--- start THE INPUT ---

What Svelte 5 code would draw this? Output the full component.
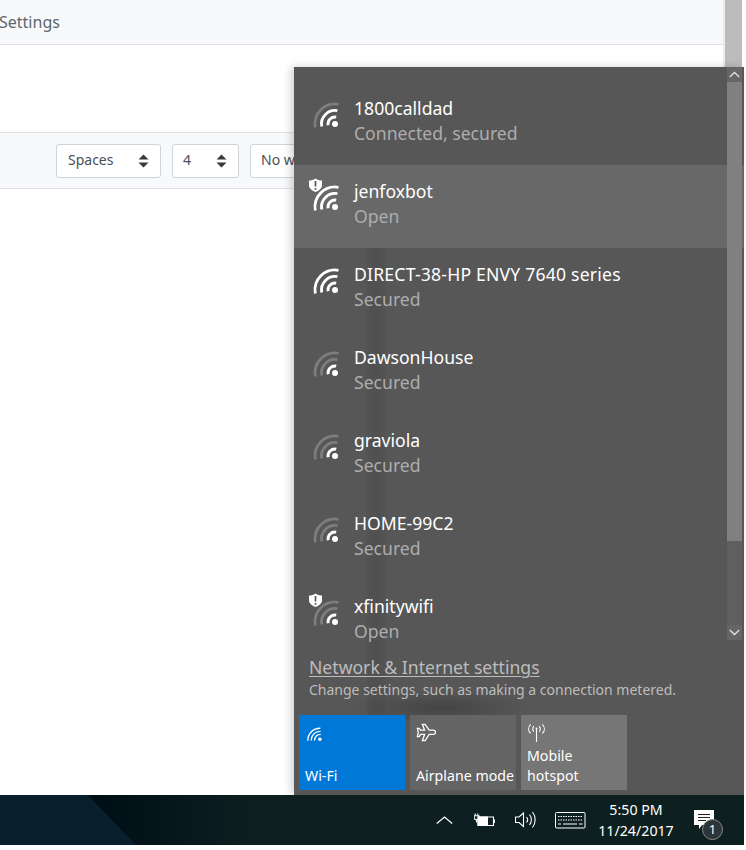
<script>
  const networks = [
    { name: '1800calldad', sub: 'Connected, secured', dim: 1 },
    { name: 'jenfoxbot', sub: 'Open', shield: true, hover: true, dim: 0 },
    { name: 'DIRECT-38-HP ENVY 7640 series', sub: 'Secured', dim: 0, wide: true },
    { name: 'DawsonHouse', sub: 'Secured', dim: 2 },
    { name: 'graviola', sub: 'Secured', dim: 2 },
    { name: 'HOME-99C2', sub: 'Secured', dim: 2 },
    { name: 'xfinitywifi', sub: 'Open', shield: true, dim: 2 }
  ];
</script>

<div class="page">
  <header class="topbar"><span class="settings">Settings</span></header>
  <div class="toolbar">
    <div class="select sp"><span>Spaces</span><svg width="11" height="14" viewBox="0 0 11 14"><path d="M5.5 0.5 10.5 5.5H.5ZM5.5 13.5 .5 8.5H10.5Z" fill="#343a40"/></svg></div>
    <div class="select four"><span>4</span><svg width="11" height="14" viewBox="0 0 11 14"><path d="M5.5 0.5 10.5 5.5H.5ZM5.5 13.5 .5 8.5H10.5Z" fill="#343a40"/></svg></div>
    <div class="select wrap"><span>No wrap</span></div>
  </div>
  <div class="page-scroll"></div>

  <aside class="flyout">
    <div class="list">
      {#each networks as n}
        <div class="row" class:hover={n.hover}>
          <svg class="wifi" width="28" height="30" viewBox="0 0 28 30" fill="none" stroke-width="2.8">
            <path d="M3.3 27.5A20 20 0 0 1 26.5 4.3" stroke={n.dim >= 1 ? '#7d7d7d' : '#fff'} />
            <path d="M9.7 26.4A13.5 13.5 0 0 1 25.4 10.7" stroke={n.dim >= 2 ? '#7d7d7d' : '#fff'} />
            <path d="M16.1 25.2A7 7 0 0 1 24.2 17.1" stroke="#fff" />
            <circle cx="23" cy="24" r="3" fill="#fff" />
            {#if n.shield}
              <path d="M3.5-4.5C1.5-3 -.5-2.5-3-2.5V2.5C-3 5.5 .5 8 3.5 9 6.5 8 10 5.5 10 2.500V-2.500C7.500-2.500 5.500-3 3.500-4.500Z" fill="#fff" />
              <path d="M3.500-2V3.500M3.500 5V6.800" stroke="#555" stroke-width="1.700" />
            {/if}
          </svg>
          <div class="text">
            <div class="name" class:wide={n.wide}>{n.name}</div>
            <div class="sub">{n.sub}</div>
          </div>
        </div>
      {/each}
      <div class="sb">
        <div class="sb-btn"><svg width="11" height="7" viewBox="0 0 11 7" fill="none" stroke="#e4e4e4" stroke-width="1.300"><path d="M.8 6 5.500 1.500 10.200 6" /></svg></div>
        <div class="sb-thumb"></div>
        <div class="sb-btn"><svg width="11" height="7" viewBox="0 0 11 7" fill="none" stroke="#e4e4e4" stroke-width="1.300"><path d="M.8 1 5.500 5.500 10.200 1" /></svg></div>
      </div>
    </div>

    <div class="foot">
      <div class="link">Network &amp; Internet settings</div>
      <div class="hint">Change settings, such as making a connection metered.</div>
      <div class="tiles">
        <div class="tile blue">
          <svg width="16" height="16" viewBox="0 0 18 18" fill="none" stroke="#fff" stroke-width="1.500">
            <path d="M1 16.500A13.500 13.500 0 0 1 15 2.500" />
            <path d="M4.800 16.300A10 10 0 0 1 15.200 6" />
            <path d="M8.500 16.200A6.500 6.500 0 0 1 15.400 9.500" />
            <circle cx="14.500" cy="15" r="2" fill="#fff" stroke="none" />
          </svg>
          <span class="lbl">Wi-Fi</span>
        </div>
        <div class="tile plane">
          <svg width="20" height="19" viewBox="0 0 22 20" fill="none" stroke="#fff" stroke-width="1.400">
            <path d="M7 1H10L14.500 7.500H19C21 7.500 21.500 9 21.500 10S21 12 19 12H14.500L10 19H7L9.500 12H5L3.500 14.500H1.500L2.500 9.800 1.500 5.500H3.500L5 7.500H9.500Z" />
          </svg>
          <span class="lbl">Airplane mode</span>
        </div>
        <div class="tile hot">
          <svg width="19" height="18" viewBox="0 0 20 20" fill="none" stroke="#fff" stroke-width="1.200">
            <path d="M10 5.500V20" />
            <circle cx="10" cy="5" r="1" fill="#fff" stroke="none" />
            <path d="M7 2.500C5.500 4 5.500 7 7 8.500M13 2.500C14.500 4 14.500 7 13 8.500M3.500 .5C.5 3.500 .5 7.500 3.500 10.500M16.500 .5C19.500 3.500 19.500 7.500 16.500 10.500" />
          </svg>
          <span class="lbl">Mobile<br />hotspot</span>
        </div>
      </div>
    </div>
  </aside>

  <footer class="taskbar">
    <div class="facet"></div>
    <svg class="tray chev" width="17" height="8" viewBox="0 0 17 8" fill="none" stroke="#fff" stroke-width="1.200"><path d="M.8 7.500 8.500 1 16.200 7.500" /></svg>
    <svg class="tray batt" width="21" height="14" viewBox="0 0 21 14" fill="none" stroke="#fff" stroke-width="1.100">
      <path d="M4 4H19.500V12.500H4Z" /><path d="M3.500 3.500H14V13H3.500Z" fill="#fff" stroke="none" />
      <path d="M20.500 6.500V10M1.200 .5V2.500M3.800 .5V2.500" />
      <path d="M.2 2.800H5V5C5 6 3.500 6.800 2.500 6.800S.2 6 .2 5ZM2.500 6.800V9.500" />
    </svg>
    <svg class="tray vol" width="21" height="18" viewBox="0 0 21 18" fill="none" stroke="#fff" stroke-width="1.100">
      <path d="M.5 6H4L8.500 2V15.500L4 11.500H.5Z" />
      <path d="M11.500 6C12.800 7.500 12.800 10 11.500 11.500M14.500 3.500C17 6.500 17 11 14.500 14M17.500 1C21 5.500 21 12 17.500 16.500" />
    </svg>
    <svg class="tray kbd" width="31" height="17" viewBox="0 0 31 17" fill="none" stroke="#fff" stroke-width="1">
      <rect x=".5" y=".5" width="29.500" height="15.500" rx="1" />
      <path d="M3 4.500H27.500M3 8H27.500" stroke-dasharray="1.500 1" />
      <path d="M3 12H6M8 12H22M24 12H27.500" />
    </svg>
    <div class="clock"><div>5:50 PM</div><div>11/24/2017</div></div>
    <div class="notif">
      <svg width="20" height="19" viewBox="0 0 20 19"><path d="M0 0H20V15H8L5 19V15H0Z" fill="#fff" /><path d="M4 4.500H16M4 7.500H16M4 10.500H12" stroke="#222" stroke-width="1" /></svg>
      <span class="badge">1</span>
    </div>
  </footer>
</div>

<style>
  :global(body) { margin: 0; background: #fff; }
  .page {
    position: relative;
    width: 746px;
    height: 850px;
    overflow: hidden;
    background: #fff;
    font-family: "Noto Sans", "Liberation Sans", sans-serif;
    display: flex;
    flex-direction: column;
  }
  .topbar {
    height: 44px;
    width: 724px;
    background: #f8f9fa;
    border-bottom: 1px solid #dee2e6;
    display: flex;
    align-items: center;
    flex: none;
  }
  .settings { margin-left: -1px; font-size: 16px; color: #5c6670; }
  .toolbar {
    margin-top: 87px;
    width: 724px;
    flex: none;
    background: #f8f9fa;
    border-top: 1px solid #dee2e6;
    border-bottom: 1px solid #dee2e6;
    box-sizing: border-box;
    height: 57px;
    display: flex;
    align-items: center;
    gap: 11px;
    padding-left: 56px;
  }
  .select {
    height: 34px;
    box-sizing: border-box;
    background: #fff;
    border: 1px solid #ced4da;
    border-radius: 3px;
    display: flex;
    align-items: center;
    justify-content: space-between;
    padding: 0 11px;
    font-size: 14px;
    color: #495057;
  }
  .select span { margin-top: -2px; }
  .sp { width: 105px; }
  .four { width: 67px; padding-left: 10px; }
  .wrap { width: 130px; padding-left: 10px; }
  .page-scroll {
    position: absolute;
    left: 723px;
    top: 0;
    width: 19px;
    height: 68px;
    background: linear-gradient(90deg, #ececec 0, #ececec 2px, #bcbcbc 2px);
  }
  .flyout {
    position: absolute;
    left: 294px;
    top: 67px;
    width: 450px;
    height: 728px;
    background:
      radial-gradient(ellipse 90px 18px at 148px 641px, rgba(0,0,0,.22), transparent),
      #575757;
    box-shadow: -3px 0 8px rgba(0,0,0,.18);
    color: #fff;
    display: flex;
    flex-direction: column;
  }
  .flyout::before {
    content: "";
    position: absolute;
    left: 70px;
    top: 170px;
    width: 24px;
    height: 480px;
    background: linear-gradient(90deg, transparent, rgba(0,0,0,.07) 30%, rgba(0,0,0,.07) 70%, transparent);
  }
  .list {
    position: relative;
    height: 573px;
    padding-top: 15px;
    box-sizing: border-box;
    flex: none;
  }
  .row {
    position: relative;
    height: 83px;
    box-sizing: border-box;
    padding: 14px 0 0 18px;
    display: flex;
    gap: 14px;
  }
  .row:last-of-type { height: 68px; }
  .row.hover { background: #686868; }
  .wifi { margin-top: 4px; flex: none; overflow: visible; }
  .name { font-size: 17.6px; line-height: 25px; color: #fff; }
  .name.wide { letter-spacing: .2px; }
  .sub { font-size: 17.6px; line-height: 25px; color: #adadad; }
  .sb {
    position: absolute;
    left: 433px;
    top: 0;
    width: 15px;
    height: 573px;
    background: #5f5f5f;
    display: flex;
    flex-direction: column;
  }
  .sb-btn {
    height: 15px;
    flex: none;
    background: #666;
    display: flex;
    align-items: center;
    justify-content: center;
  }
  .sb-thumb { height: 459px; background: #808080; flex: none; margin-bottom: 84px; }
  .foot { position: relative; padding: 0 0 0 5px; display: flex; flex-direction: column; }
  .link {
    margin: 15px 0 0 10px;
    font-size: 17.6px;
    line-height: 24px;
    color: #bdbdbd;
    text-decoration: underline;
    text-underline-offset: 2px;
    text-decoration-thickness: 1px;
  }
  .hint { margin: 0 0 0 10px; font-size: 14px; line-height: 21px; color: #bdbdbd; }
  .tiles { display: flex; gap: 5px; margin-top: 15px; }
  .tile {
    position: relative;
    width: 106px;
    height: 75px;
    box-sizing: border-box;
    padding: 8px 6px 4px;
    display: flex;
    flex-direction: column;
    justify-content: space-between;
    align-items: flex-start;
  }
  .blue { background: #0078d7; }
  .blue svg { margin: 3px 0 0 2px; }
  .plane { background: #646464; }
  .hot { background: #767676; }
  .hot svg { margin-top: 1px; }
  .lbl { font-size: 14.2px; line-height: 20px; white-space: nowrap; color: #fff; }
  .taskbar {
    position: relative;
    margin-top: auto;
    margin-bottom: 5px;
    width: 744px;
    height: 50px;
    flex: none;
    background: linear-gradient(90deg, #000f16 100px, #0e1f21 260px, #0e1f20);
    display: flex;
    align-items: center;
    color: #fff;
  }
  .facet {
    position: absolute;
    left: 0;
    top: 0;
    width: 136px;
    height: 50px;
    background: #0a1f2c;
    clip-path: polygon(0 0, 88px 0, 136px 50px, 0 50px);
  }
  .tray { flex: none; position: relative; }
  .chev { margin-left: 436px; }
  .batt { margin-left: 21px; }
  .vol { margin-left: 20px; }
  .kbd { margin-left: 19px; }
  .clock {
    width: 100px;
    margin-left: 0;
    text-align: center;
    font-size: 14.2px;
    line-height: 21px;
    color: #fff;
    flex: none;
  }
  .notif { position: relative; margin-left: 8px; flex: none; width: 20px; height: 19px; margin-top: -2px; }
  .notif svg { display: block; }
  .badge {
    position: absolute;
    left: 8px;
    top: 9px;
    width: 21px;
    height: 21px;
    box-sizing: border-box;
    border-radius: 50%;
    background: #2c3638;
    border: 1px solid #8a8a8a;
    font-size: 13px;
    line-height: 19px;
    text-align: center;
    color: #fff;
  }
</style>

--- end THE INPUT ---
--- start THE INPUT ---

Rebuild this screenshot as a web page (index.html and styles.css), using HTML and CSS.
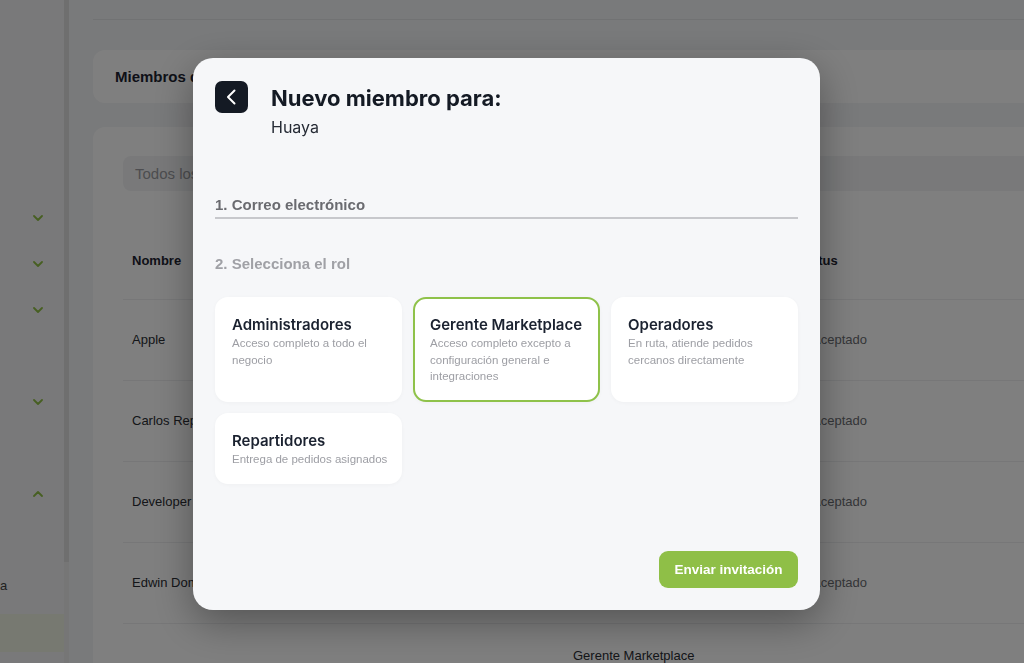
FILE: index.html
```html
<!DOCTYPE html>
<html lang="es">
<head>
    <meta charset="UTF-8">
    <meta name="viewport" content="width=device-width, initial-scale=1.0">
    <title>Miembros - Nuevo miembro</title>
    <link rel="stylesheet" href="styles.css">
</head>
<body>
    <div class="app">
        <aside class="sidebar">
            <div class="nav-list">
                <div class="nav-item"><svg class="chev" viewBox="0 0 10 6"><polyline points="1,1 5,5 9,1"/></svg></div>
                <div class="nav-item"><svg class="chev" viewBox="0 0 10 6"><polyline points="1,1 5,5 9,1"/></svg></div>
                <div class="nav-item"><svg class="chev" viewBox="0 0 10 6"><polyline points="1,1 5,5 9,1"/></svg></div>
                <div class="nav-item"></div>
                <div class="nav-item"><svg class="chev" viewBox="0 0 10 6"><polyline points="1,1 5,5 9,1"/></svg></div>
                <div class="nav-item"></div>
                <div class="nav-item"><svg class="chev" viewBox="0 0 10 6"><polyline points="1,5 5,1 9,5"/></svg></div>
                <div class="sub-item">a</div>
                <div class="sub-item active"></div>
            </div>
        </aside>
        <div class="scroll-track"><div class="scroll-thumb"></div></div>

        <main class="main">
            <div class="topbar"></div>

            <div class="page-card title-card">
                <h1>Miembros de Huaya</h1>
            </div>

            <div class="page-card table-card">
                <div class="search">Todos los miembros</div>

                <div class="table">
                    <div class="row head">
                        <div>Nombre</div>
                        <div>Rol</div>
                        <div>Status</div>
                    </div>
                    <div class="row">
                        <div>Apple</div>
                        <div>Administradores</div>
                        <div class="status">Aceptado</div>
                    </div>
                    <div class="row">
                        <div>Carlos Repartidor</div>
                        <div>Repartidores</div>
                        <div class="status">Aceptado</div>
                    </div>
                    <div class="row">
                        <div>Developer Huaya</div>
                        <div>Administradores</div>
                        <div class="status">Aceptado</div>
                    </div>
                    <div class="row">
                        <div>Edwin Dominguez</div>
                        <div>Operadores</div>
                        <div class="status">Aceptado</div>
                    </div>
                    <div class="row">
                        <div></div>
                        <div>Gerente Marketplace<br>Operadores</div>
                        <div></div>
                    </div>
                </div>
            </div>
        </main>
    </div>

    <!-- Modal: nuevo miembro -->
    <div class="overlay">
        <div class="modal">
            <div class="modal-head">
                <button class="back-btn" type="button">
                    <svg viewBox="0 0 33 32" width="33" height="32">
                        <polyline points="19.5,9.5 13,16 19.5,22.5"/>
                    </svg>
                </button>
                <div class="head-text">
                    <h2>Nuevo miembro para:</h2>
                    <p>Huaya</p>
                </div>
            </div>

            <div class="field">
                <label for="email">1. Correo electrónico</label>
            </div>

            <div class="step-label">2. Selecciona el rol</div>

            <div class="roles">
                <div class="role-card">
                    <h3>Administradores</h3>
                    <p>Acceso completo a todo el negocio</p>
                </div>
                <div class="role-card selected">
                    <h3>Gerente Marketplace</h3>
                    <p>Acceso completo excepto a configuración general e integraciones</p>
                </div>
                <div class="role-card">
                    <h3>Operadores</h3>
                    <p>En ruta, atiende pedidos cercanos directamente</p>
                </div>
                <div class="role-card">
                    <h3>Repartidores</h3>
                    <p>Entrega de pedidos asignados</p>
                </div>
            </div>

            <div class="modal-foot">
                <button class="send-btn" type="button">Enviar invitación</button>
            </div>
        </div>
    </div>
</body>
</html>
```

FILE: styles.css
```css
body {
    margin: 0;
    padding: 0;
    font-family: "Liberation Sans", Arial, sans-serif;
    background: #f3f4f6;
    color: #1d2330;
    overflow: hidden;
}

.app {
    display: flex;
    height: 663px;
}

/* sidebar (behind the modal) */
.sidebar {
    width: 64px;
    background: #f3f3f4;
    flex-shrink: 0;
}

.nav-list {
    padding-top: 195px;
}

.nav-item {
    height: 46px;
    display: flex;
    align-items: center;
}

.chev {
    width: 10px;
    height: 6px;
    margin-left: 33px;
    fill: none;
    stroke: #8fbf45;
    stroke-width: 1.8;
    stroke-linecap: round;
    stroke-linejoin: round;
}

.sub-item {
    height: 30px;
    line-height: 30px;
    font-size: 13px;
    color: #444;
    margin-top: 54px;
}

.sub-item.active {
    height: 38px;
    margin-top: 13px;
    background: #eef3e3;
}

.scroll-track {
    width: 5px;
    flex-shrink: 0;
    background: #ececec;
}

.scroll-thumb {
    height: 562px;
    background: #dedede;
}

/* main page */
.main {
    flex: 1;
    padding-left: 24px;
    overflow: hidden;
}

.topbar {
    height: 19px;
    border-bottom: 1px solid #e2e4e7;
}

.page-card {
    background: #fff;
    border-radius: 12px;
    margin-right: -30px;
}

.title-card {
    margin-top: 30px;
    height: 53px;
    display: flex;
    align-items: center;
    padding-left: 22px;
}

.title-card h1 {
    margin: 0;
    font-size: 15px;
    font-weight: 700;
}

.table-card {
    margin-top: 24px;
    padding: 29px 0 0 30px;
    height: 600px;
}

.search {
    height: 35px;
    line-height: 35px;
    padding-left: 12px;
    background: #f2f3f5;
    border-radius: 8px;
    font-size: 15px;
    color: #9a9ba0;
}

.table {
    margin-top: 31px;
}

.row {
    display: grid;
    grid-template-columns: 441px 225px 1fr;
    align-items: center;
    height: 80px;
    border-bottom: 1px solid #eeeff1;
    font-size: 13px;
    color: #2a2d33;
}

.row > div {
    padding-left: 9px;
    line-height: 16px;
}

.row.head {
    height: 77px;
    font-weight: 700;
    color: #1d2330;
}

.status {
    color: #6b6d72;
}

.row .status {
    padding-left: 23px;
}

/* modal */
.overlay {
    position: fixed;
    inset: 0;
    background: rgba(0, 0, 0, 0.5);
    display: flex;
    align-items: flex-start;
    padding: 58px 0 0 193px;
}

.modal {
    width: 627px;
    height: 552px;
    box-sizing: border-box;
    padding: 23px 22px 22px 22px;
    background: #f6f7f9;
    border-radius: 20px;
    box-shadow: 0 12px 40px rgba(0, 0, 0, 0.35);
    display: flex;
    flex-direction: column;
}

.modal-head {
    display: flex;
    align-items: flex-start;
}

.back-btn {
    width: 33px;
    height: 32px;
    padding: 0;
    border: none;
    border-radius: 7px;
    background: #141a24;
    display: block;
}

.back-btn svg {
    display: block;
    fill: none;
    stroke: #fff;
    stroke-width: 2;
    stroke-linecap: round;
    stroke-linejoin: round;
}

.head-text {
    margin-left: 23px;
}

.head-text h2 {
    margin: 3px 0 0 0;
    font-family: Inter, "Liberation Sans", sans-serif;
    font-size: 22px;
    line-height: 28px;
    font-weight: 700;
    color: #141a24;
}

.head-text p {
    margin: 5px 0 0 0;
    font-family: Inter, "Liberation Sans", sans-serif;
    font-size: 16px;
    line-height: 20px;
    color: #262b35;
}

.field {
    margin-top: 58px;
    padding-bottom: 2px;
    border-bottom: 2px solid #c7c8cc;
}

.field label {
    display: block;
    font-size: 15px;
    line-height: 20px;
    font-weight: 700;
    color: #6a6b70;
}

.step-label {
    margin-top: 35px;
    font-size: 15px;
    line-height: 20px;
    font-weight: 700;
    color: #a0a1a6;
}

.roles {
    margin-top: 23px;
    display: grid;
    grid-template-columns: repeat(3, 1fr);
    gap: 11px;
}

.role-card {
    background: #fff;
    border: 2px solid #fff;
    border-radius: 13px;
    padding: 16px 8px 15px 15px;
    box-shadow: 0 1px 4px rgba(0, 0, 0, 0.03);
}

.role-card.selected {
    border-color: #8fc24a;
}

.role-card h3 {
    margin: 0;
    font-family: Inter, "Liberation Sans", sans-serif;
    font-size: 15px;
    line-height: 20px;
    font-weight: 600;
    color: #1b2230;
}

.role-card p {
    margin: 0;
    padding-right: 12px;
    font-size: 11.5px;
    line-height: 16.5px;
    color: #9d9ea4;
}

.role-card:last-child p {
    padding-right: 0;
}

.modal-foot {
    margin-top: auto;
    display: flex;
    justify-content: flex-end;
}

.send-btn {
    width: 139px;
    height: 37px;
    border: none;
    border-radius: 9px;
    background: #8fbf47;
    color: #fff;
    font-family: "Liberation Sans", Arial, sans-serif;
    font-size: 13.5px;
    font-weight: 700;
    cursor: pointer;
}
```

--- end THE INPUT ---

— STATED PROBLEM —
Copy out all lines where the word "index" appears.

— SOLUTION TO THIS PROBLEM —
Rebuild this screenshot as a web page (index.html and styles.css), using HTML and CSS.
FILE: index.html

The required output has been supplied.